Examine the records and identify each line that includes the string "React". Copy those lines.

Start of RECORD EXCERPTS

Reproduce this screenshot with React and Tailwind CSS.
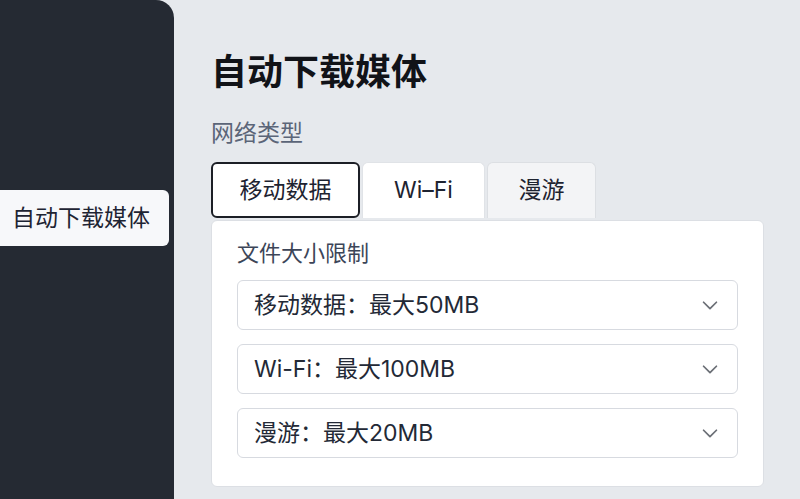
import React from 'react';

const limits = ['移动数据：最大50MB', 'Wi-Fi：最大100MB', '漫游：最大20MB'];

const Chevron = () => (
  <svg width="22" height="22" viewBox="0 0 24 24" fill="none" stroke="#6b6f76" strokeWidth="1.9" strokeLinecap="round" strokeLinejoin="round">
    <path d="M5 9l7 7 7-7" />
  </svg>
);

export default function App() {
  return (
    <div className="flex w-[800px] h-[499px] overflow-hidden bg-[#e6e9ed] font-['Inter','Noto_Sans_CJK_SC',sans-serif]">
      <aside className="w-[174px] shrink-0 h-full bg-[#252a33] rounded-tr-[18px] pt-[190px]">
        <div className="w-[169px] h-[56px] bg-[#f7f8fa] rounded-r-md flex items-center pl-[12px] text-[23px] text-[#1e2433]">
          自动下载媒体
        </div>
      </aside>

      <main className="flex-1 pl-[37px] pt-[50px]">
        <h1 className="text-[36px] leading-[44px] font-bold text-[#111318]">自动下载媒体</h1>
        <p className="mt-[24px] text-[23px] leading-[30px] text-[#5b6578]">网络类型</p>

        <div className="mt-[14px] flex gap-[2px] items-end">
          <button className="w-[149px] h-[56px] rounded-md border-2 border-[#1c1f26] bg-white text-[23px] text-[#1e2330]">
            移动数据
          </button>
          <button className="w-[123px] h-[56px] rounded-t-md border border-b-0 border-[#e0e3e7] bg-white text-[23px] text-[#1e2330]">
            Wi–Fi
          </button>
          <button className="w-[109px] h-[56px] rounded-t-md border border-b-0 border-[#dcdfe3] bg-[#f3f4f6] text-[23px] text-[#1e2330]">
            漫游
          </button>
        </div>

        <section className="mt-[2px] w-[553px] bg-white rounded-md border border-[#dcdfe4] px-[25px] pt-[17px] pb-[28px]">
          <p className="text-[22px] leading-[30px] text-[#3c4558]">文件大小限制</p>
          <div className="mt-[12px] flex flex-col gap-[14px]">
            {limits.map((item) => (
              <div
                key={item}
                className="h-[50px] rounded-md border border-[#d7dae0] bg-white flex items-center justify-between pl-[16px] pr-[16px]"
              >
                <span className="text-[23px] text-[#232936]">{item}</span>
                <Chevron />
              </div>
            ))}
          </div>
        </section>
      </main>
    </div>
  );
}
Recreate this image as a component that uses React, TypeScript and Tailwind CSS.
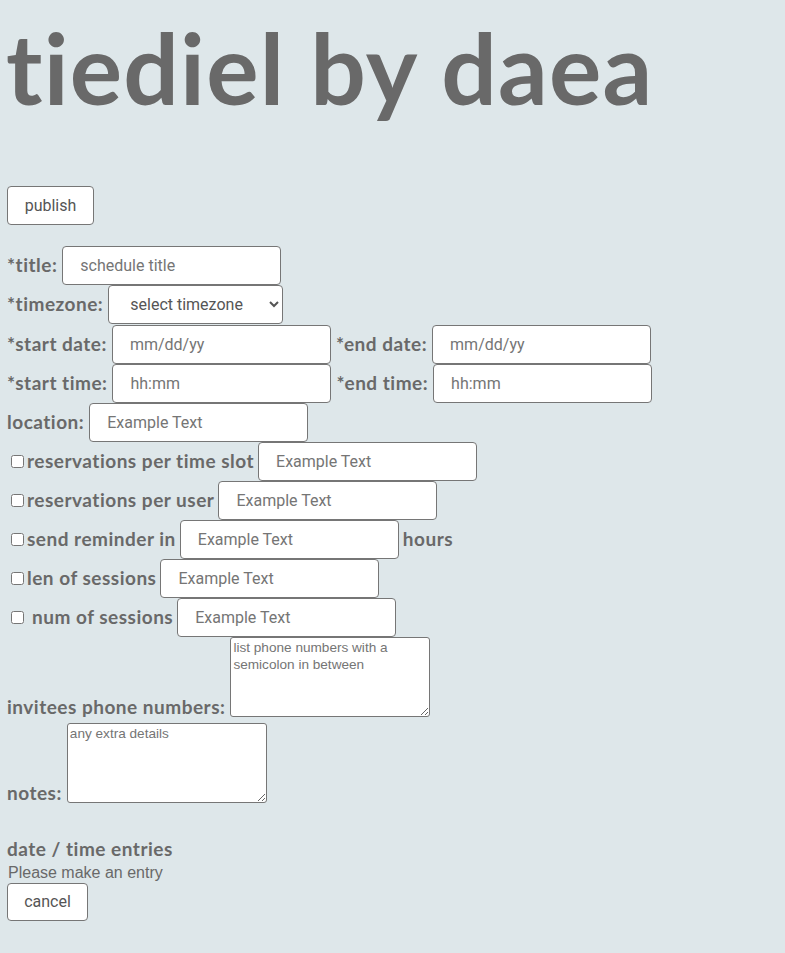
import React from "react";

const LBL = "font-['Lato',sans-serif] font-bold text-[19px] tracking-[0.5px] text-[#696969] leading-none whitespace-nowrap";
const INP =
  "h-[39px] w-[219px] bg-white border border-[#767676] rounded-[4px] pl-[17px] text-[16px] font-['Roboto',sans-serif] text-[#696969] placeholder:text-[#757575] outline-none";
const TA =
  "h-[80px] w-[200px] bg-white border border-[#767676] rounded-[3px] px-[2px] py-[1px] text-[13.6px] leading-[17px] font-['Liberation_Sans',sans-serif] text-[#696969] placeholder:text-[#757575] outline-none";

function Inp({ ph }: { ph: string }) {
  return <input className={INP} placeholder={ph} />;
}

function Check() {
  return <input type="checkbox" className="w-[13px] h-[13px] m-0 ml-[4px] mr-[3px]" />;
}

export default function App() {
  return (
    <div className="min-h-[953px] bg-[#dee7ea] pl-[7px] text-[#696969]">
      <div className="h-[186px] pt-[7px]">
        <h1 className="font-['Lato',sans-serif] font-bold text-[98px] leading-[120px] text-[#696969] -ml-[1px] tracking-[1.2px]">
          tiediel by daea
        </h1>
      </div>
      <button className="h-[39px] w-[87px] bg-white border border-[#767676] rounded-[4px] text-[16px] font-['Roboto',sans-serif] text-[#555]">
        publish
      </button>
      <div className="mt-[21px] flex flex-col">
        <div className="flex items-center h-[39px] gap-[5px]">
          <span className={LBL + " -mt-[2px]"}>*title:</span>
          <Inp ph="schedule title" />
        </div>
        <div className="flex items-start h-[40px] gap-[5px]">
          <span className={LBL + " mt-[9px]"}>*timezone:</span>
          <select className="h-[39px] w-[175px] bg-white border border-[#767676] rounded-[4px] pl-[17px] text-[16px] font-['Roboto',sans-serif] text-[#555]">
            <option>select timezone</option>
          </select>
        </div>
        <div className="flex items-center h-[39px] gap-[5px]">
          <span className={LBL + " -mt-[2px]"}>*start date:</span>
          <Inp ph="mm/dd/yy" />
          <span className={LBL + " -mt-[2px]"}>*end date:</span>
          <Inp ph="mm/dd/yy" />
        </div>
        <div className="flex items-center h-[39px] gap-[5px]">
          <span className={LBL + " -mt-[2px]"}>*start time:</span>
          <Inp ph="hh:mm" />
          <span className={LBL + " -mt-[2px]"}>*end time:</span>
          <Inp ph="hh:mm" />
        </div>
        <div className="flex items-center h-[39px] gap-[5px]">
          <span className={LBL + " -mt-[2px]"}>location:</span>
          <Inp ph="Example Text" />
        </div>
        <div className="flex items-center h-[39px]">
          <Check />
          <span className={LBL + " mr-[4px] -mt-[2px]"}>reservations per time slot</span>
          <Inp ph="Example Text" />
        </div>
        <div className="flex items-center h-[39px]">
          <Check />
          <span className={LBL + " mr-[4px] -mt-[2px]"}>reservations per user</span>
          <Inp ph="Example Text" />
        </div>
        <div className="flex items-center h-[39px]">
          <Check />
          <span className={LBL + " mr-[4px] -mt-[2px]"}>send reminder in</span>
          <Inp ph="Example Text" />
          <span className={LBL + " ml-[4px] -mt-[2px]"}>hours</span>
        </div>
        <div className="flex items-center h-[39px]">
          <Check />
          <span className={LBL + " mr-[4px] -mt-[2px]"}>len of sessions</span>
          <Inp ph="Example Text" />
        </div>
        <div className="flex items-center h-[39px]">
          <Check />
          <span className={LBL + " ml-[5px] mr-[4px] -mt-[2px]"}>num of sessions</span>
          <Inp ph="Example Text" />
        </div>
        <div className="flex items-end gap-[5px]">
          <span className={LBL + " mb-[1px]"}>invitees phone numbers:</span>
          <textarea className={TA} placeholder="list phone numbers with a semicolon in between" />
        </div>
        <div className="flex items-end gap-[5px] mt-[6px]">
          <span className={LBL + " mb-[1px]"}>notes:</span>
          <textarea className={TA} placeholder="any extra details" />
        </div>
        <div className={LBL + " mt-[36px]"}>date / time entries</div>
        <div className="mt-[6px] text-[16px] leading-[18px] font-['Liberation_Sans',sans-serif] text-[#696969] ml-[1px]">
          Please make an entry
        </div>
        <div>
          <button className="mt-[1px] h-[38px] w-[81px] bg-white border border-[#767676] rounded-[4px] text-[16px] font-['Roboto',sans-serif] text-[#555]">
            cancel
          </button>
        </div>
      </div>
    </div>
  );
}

End of RECORD EXCERPTS

● **WORKED ANSWER**:
Reproduce this screenshot with React and Tailwind CSS.
import React from 'react';
Recreate this image as a component that uses React, TypeScript and Tailwind CSS.
import React from "react";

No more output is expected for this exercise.